▶ [WORK TO BE COMPLETED]:
Your task is to give the listing below back word for word, pictures excluded.

▶ [COLLECTED DATA]:

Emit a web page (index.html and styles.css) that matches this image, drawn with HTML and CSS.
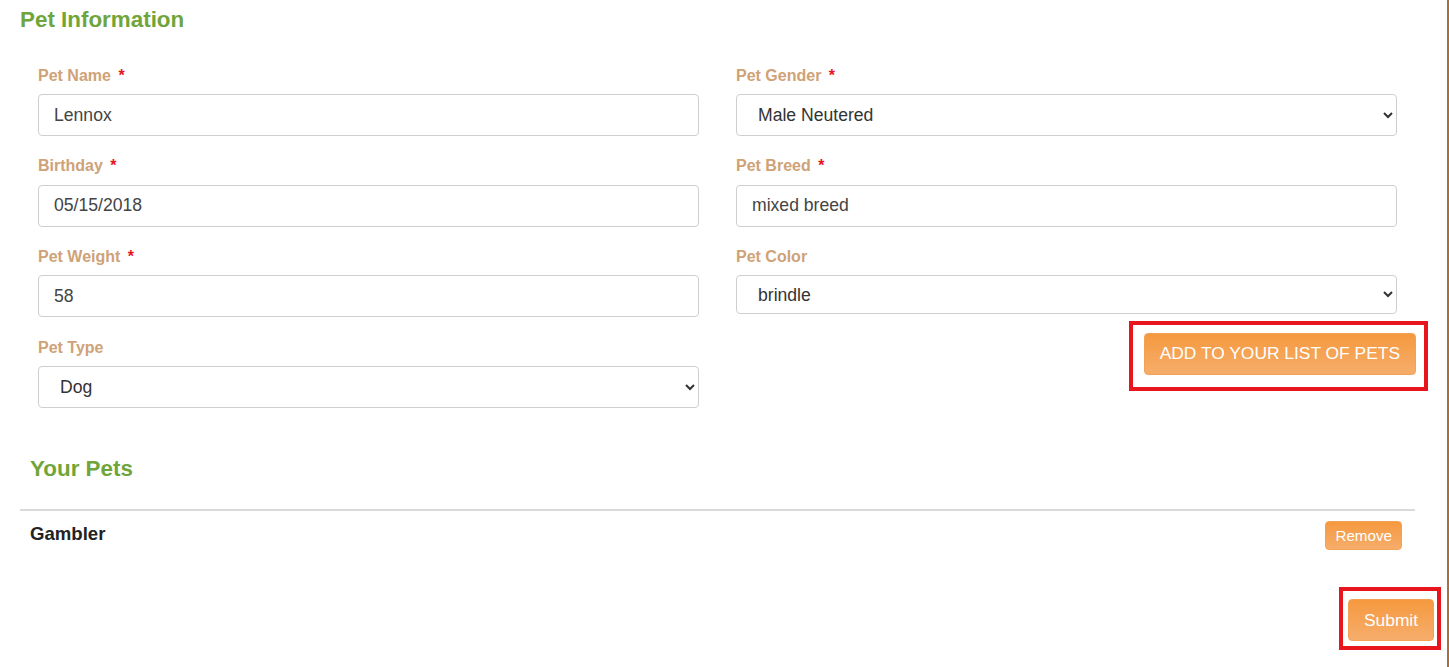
FILE: index.html
```html
<!DOCTYPE html>
<html lang="en">
<head>
<meta charset="utf-8">
<title>Pet Information</title>
<link rel="stylesheet" href="styles.css">
</head>
<body>
<div class="page">
  <h2 class="section-title">Pet Information</h2>
  <form class="pet-form">
    <div class="col">
      <div class="field">
        <label class="field-label">Pet Name <span class="req">*</span></label>
        <input class="control" type="text" value="Lennox">
      </div>
      <div class="field">
        <label class="field-label">Birthday <span class="req">*</span></label>
        <input class="control" type="text" value="05/15/2018">
      </div>
      <div class="field">
        <label class="field-label">Pet Weight <span class="req">*</span></label>
        <input class="control" type="text" value="58">
      </div>
      <div class="field">
        <label class="field-label">Pet Type</label>
        <select class="control control-select"><option>Dog</option></select>
      </div>
    </div>
    <div class="col col-right">
      <div class="field">
        <label class="field-label">Pet Gender <span class="req">*</span></label>
        <select class="control control-select"><option>Male Neutered</option></select>
      </div>
      <div class="field">
        <label class="field-label">Pet Breed <span class="req">*</span></label>
        <input class="control" type="text" value="mixed breed">
      </div>
      <div class="field field-compact">
        <label class="field-label">Pet Color</label>
        <select class="control control-select control-short"><option>brindle</option></select>
      </div>
      <div class="actions">
        <div class="highlight highlight-add">
          <button type="button" class="btn btn-lg">ADD TO YOUR LIST OF PETS</button>
        </div>
      </div>
    </div>
  </form>

  <h2 class="section-title section-title-pets">Your Pets</h2>
  <div class="divider"></div>
  <div class="pet-row">
    <span class="pet-name">Gambler</span>
    <button type="button" class="btn btn-sm">Remove</button>
  </div>
  <div class="submit-row">
    <div class="highlight highlight-submit">
      <button type="button" class="btn btn-lg btn-submit">Submit</button>
    </div>
  </div>
</div>
</body>
</html>
```

FILE: styles.css
```css
* { box-sizing: border-box; }

html, body {
  margin: 0;
  padding: 0;
  background: #fff;
}

body {
  font-family: "Liberation Sans", Arial, sans-serif;
  color: #333;
}

.page {
  width: 1449px;
  min-height: 667px;
  border-right: 2px solid #a3713e;
  padding: 0 31px 0 20px;
  overflow: hidden;
}

.section-title {
  margin: 7px 0 0 0;
  font-size: 22.4px;
  line-height: 26px;
  font-weight: bold;
  color: #6fa53b;
}

.section-title-pets {
  margin-top: 30px;
  padding-left: 10px;
}

.pet-form {
  display: grid;
  grid-template-columns: 661px 1fr;
  column-gap: 37px;
  padding: 30.5px 0 0 18px;
  align-items: start;
}

.col-right .field {
  margin-right: 19px;
}

.field {
  display: flex;
  flex-direction: column;
  margin-bottom: 18.2px;
}

.field-compact {
  margin-bottom: 6.6px;
}

.field-label {
  font-size: 16px;
  line-height: 24px;
  font-weight: bold;
  color: #cfa277;
  margin-bottom: 6.5px;
}

.req {
  color: #e8161c;
  margin-left: 3px;
}

.control {
  width: 100%;
  height: 42px;
  border: 1px solid #cfcfcf;
  border-radius: 4px;
  padding: 0 15px;
  font-family: "Liberation Sans", Arial, sans-serif;
  font-size: 17.6px;
  color: #444;
  background: #fff;
  outline: none;
}

.control-select {
  padding: 0 8px 0 17px;
  color: #333;
}

.control-short {
  height: 39px;
}

.actions {
  display: flex;
  justify-content: flex-end;
  margin-right: -12px;
}

.highlight {
  border: 4px solid #e8161c;
  display: inline-flex;
}

.highlight-add {
  padding: 8px 8px 12px 11px;
}

.btn {
  font-family: "Liberation Sans", Arial, sans-serif;
  color: #fff;
  border: 1px solid #f3a154;
  border-radius: 4px;
  background: linear-gradient(to bottom, #f5993f, #f6ad6b);
  cursor: pointer;
}

.btn-lg {
  height: 42px;
  font-size: 17.4px;
  padding: 0 15px;
}

.btn-sm {
  height: 29px;
  font-size: 15.2px;
  padding: 0 9px;
  margin-right: 14px;
}

.divider {
  margin-top: 27px;
  height: 2px;
  background: #dadada;
  width: 1395px;
}

.pet-row {
  display: flex;
  justify-content: space-between;
  align-items: flex-start;
  padding: 10px 0 0 10px;
}

.pet-name {
  font-size: 18.6px;
  line-height: 24px;
  font-weight: bold;
  color: #222;
  padding-top: 0.6px;
}

.submit-row {
  display: flex;
  justify-content: flex-end;
  margin-top: 37px;
  margin-right: -25px;
}

.highlight-submit {
  padding: 8px 3px 5px 5px;
}

.btn-submit {
  width: 86px;
  padding: 0;
}
```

▶ [WRITTEN SOLUTION]:
Emit a web page (index.html and styles.css) that matches this image, drawn with HTML and CSS.
FILE: index.html
```html
<!DOCTYPE html>
<html lang="en">
<head>
<meta charset="utf-8">
<title>Pet Information</title>
<link rel="stylesheet" href="styles.css">
</head>
<body>
<div class="page">
  <h2 class="section-title">Pet Information</h2>
  <form class="pet-form">
    <div class="col">
      <div class="field">
        <label class="field-label">Pet Name <span class="req">*</span></label>
        <input class="control" type="text" value="Lennox">
      </div>
      <div class="field">
        <label class="field-label">Birthday <span class="req">*</span></label>
        <input class="control" type="text" value="05/15/2018">
      </div>
      <div class="field">
        <label class="field-label">Pet Weight <span class="req">*</span></label>
        <input class="control" type="text" value="58">
      </div>
      <div class="field">
        <label class="field-label">Pet Type</label>
        <select class="control control-select"><option>Dog</option></select>
      </div>
    </div>
    <div class="col col-right">
      <div class="field">
        <label class="field-label">Pet Gender <span class="req">*</span></label>
        <select class="control control-select"><option>Male Neutered</option></select>
      </div>
      <div class="field">
        <label class="field-label">Pet Breed <span class="req">*</span></label>
        <input class="control" type="text" value="mixed breed">
      </div>
      <div class="field field-compact">
        <label class="field-label">Pet Color</label>
        <select class="control control-select control-short"><option>brindle</option></select>
      </div>
      <div class="actions">
        <div class="highlight highlight-add">
          <button type="button" class="btn btn-lg">ADD TO YOUR LIST OF PETS</button>
        </div>
      </div>
    </div>
  </form>

  <h2 class="section-title section-title-pets">Your Pets</h2>
  <div class="divider"></div>
  <div class="pet-row">
    <span class="pet-name">Gambler</span>
    <button type="button" class="btn btn-sm">Remove</button>
  </div>
  <div class="submit-row">
    <div class="highlight highlight-submit">
      <button type="button" class="btn btn-lg btn-submit">Submit</button>
    </div>
  </div>
</div>
</body>
</html>
```

FILE: styles.css
```css
* { box-sizing: border-box; }

html, body {
  margin: 0;
  padding: 0;
  background: #fff;
}

body {
  font-family: "Liberation Sans", Arial, sans-serif;
  color: #333;
}

.page {
  width: 1449px;
  min-height: 667px;
  border-right: 2px solid #a3713e;
  padding: 0 31px 0 20px;
  overflow: hidden;
}

.section-title {
  margin: 7px 0 0 0;
  font-size: 22.4px;
  line-height: 26px;
  font-weight: bold;
  color: #6fa53b;
}

.section-title-pets {
  margin-top: 30px;
  padding-left: 10px;
}

.pet-form {
  display: grid;
  grid-template-columns: 661px 1fr;
  column-gap: 37px;
  padding: 30.5px 0 0 18px;
  align-items: start;
}

.col-right .field {
  margin-right: 19px;
}

.field {
  display: flex;
  flex-direction: column;
  margin-bottom: 18.2px;
}

.field-compact {
  margin-bottom: 6.6px;
}

.field-label {
  font-size: 16px;
  line-height: 24px;
  font-weight: bold;
  color: #cfa277;
  margin-bottom: 6.5px;
}

.req {
  color: #e8161c;
  margin-left: 3px;
}

.control {
  width: 100%;
  height: 42px;
  border: 1px solid #cfcfcf;
  border-radius: 4px;
  padding: 0 15px;
  font-family: "Liberation Sans", Arial, sans-serif;
  font-size: 17.6px;
  color: #444;
  background: #fff;
  outline: none;
}

.control-select {
  padding: 0 8px 0 17px;
  color: #333;
}

.control-short {
  height: 39px;
}

.actions {
  display: flex;
  justify-content: flex-end;
  margin-right: -12px;
}

.highlight {
  border: 4px solid #e8161c;
  display: inline-flex;
}

.highlight-add {
  padding: 8px 8px 12px 11px;
}

.btn {
  font-family: "Liberation Sans", Arial, sans-serif;
  color: #fff;
  border: 1px solid #f3a154;
  border-radius: 4px;
  background: linear-gradient(to bottom, #f5993f, #f6ad6b);
  cursor: pointer;
}

.btn-lg {
  height: 42px;
  font-size: 17.4px;
  padding: 0 15px;
}

.btn-sm {
  height: 29px;
  font-size: 15.2px;
  padding: 0 9px;
  margin-right: 14px;
}

.divider {
  margin-top: 27px;
  height: 2px;
  background: #dadada;
  width: 1395px;
}

.pet-row {
  display: flex;
  justify-content: space-between;
  align-items: flex-start;
  padding: 10px 0 0 10px;
}

.pet-name {
  font-size: 18.6px;
  line-height: 24px;
  font-weight: bold;
  color: #222;
  padding-top: 0.6px;
}

.submit-row {
  display: flex;
  justify-content: flex-end;
  margin-top: 37px;
  margin-right: -25px;
}

.highlight-submit {
  padding: 8px 3px 5px 5px;
}

.btn-submit {
  width: 86px;
  padding: 0;
}
```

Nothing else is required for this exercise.